ニッケイ新聞 2008年5月17日付け
十六日付けエスタード紙によると、「サイエンス」誌が、農業大国であり、アルコール生産でも躍進中のブラジルへの警鐘ともなる研究を発表。内容は、窒素による環境破壊の脅威についてだが、研究者の中には、サンパウロ総合大学のマルチネリ氏らも含まれている。
窒素は、アンモニアなどにも含まれ、肥料の成分としても重要なもの。しかし、肥料の大量使用や、工場や車の排煙などで過剰に供給された場合、生態系を脅かすものとなる。
例えば、尿などのアンモニア態窒素が大気中に放出されるとスモッグの構成要素となる。スモッグ中の窒素化合物は、酸性雨となって草木を枯らす他、硝酸に変わり土壌の酸性化をもたらす。また、地中に戻った窒素が過剰となれば、森林の衰退をもたらす。
また、肥料として使われたりした窒素が亜酸化窒素ガスに変化すれば、二酸化炭素の二九六倍もの温室効果を持つうえ、オゾン層破壊などにもつながる。
また、野菜に吸収された窒素が人体に入った後に体外に排出された場合や、地中の窒素が硝酸態窒素になって水に溶けたなどで、川や海に入った窒素は、水を富栄養化させ、アオモの発生や水中酸素の不足を招く。河川の富栄養化による魚の大量死などは結構頻繁に起きている。
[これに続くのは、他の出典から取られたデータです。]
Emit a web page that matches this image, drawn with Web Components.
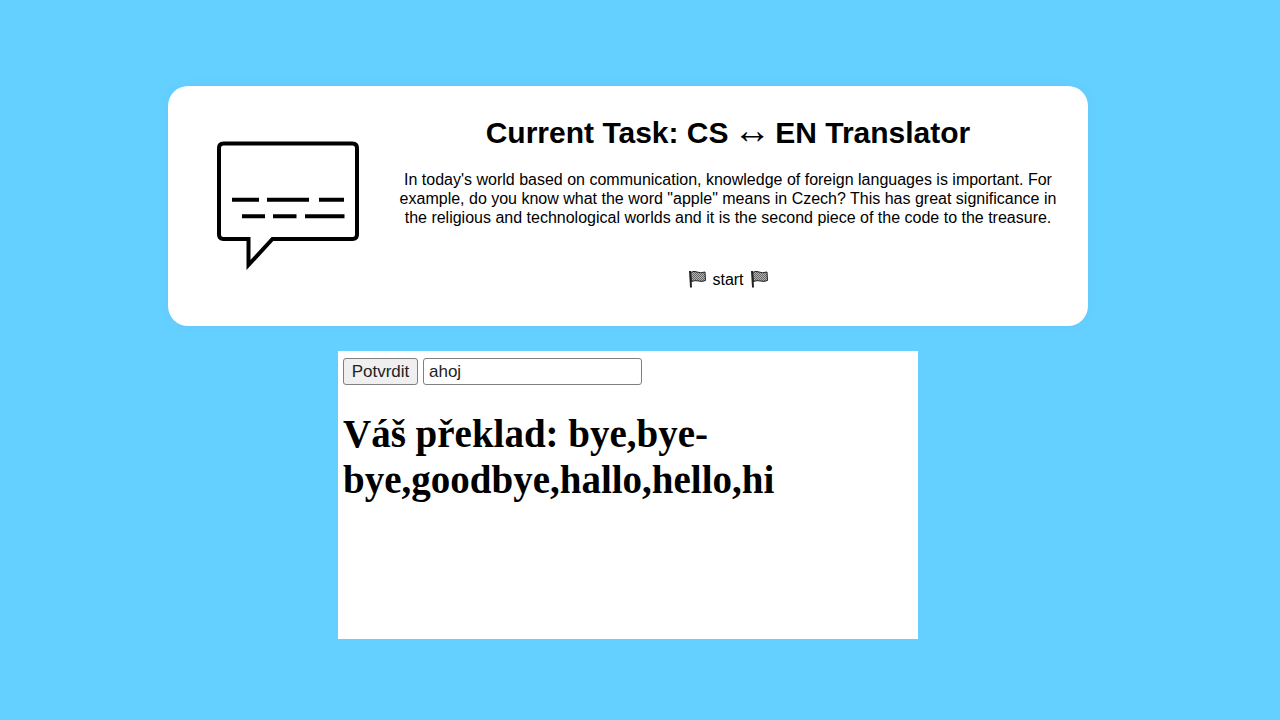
<!DOCTYPE html>
<html lang="en">
<head>
<meta charset="utf-8">
<meta name="viewport" content="width=device-width, initial-scale=1">
<title>CS ↔ EN Translator</title>
<style>
html { background: #64d0ff; }
body { margin: 0; font-family: "Liberation Sans", Arial, sans-serif; font-size: 16px; color: #000; }
.arrow { margin: 0 -4px; font: 38px/1 "Liberation Serif", "Times New Roman", serif; line-height: 0; }
</style>
</head>
<body>
<task-page>
  <task-card>
    <speech-icon slot="icon"></speech-icon>
    <span slot="title">Current Task: CS <span class="arrow">↔</span> EN Translator</span>
    In today's world based on communication, knowledge of foreign languages is important. For example, do you know what the word "apple" means in Czech? This has great significance in the religious and technological worlds and it is the second piece of the code to the treasure.
    <start-line slot="footer">start</start-line>
  </task-card>
  <word-translator word="ahoj" result="bye,bye-bye,goodbye,hallo,hello,hi"></word-translator>
</task-page>
<script>
const define = (name, html, setup) => {
  const template = document.createElement('template');
  template.innerHTML = html;
  customElements.define(name, class extends HTMLElement {
    constructor() {
      super();
      this.attachShadow({ mode: 'open' }).append(template.content.cloneNode(true));
    }
    connectedCallback() { if (setup) setup(this, this.shadowRoot); }
  });
};

define('task-page', `
<style>
  :host { display: block; }
  main { display: flex; flex-direction: column; align-items: center; gap: 25px; padding: 86px 40px 80px 16px; }
</style>
<main><slot></slot></main>`);

define('task-card', `
<style>
  :host { display: block; width: 100%; max-width: 920px; box-sizing: border-box; padding: 20px;
    background: #fff; border-radius: 20px; box-shadow: 0 0 6px rgba(102, 187, 255, .5); }
  article { display: grid; grid-template-columns: 200px 1fr; min-height: 200px; }
  .text { text-align: center; padding: 8px 10px 0; }
  h1 { margin: 0 0 18px; font-size: 30px; line-height: 38px; }
  p { margin: 0; line-height: 19px; }
  footer { margin-top: 42px; line-height: 19px; }
</style>
<article>
  <slot name="icon"></slot>
  <div class="text">
    <h1><slot name="title"></slot></h1>
    <p><slot></slot></p>
    <footer><slot name="footer"></slot></footer>
  </div>
</article>`);

define('speech-icon', `
<style>:host, svg { display: block; width: 200px; height: 200px; }</style>
<svg viewBox="188 106 200 200" fill="none" stroke="#000" stroke-width="4" aria-hidden="true">
  <path d="M223.500 143.500H352.500Q357 143.500 357 148V234.500Q357 239 352.500 239H272.500L248.500 265V239H223.500Q219 239 219 234.500V148Q219 143.500 223.500 143.500Z"/>
  <path d="M232 199.700H259M267 199.700H309M319 199.700H344M242 216.300H265M273 216.300H296.500M305 216.300H344.500"/>
</svg>`);

define('flag-icon', `
<style>:host { display: block; width: 20px; height: 20px; } svg { display: block; }</style>
<svg width="20" height="20" viewBox="0 0 20 20" aria-hidden="true">
  <defs><pattern id="check" width="2" height="2" patternUnits="userSpaceOnUse">
    <rect width="2" height="2" fill="#b5b5b5"/><path d="M0 0h1v1H0zM1 1h1v1H1z" fill="#666"/></pattern></defs>
  <path d="M3.500 3.500Q7 1.500 10 3T18 3L18.500 11.500Q15 13 11.500 12T4.500 12.500Z" fill="url(#check)" stroke="#222"/>
  <path d="M3 2L4 18.500" stroke="#222" stroke-width="2"/>
</svg>`);

define('start-line', `
<style>:host { display: flex; justify-content: center; align-items: center; gap: 5px; }</style>
<flag-icon></flag-icon><span><slot></slot></span><flag-icon></flag-icon>`);

define('word-translator', `
<style>
  :host { display: block; width: 100%; max-width: 580px; min-height: 288px; box-sizing: border-box;
    padding: 7px 5px; background: #fff; }
  form { display: flex; gap: 5px; }
  button, input { box-sizing: border-box; height: 27px; border: 1px solid #808080; border-radius: 3px;
    font: 17px "Liberation Sans", Arial, sans-serif; color: #222; }
  button { width: 75px; padding: 0; background: #efefef; }
  input { width: 219px; min-width: 0; padding: 0 5px; background: #fff; }
  h2 { margin: 26px 0 0; font: bold 39px/46px "Liberation Serif", "Times New Roman", serif; }
</style>
<form>
  <button type="submit">Potvrdit</button>
  <input type="text" aria-label="Slovo">
</form>
<h2 aria-live="polite"></h2>`, (host, root) => {
  root.querySelector('input').value = host.getAttribute('word');
  root.querySelector('h2').textContent = 'Váš překlad: ' + host.getAttribute('result');
  root.querySelector('form').addEventListener('submit', e => e.preventDefault());
});
</script>
</body>
</html>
これらの脅威を取り除く方法の第一は、生活廃水などの浄化。またブラジル産のエタノールは、とうもろこし製に比べて肥料が少なくてすむが、それでも、肥料使用や燃焼に伴う窒素排出は否めない。ここで、肥料使用の制限や、工場や車の排煙の浄化が必要となる。
十日付けエスタード紙によれば、昨年のブラジルの肥料輸入は一七五〇万トンで、使用量の六四%。つまり、年間使用量は二七三四万トン余りとなるが、肥料輸入は増加の一途。その上、車も人も増加中では、窒素による脅威を減らしていくのは容易なことではない。